Limite do desconforto
Hoje quero abordar uma das limitações da nossa doença. Uma limitação que provavelmente também se estende às pessoas que têm colite ulcerosa e outras doenças não relacionadas com os intestinos.
Pelo título dá para perceber mais ou menos do que estou a falar, mas deixem-me explicar isto um pouco melhor.
A doença de Crohn impõe uma série de limitações na nossa vida na forma de alimentos que não podemos comer, emoções que não podemos ter e medicamentos que temos de tomar, entre outras. Se pudéssemos ou conseguíssemos controlar estas três coisas, principalmente as duas primeiras, teríamos uma vida normal. Mas o que é uma vida normal sem boa comida? Ou sem emoções? E em que se tem de tomar 10 comprimidos por dia? Até é possível viver sem comer certos alimentos, mas haverá algum humano no mundo que não tenha emoções? Não me parece...
Como é óbvio não podemos ceder à doença, é literalmente impossível. Então comemos em restaurantes com amigos e familiares (em que os menus só têm coisas que nos fazem mal), bebemos álcool, choramos a ver filmes, zangamo-nos com outras pessoas, temos discussões, preocupações e às vezes esquecemo-nos de tomar os comprimidos. E como consequência dessas ações e comportamentos temos dores de barriga e uma série de complicações.
Mesmo com estes problemas temos de continuar a viver a vida e isso implica sair de casa mesmo quando se está com diarreia e/ou dores de barriga. Temos de viver com estes problemas no dia a dia, mas a partir de que momento é que a doença nos para? A partir de que momento é que o desconforto se torna tão grande a ponto de afetar o que estão a fazer? Onde está a linha vermelha que separa o suportável do insuportável?
Reparei que fazia estas conceções à doença há algum tempo. Estou habituado a ir jantar a restaurantes quando estou com dores de barriga, ou a não ir à casa de banho embora esteja com vontade porque estou com outras pessoas e não posso ir para casa, ou porque tenho que fazer algo importante e estou longe de casa e só há casas de banho públicas.

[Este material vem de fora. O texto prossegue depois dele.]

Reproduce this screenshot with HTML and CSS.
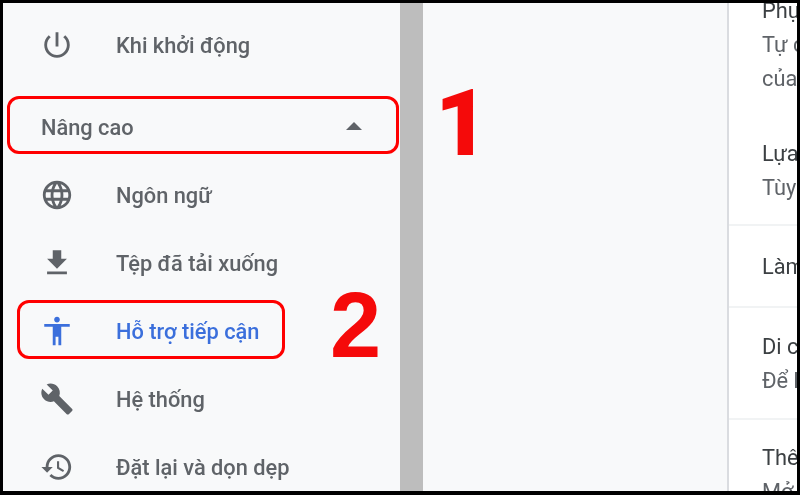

Mas depois há aquelas momentos em que não consigo suportar o desconforto, mesmo não sendo oportuno tenho de parar tudo e ir à casa de banho porque estou com uma vontade impossível de suportar, ou porque estou com imensa comichão naquela zona ou porque não sei se me estou a borrar todo ou é suor. Algumas vezes é só impressão e acabo por ir ao wc sem haver necessidade, daí a pergunta de onde fica a linha que separa a ação da inatividade?
Esta conversa toda porque há uns meses atrás enquanto ia à casa de banho de um centro comercial estava a pensar o quão não normal era a situação em que estava e como a maior parte das pessoas não tem de passar por isso, tendo a doença há 22 anos estou tão habituado a estas coisas que as vejo como normais. Mas não são! Estou tão habituado a viver com desconfortos que só reparo neles quando se tornam insuportáveis.
Alguém já tinha pensado nisto? Também sentem o peso do desconforto?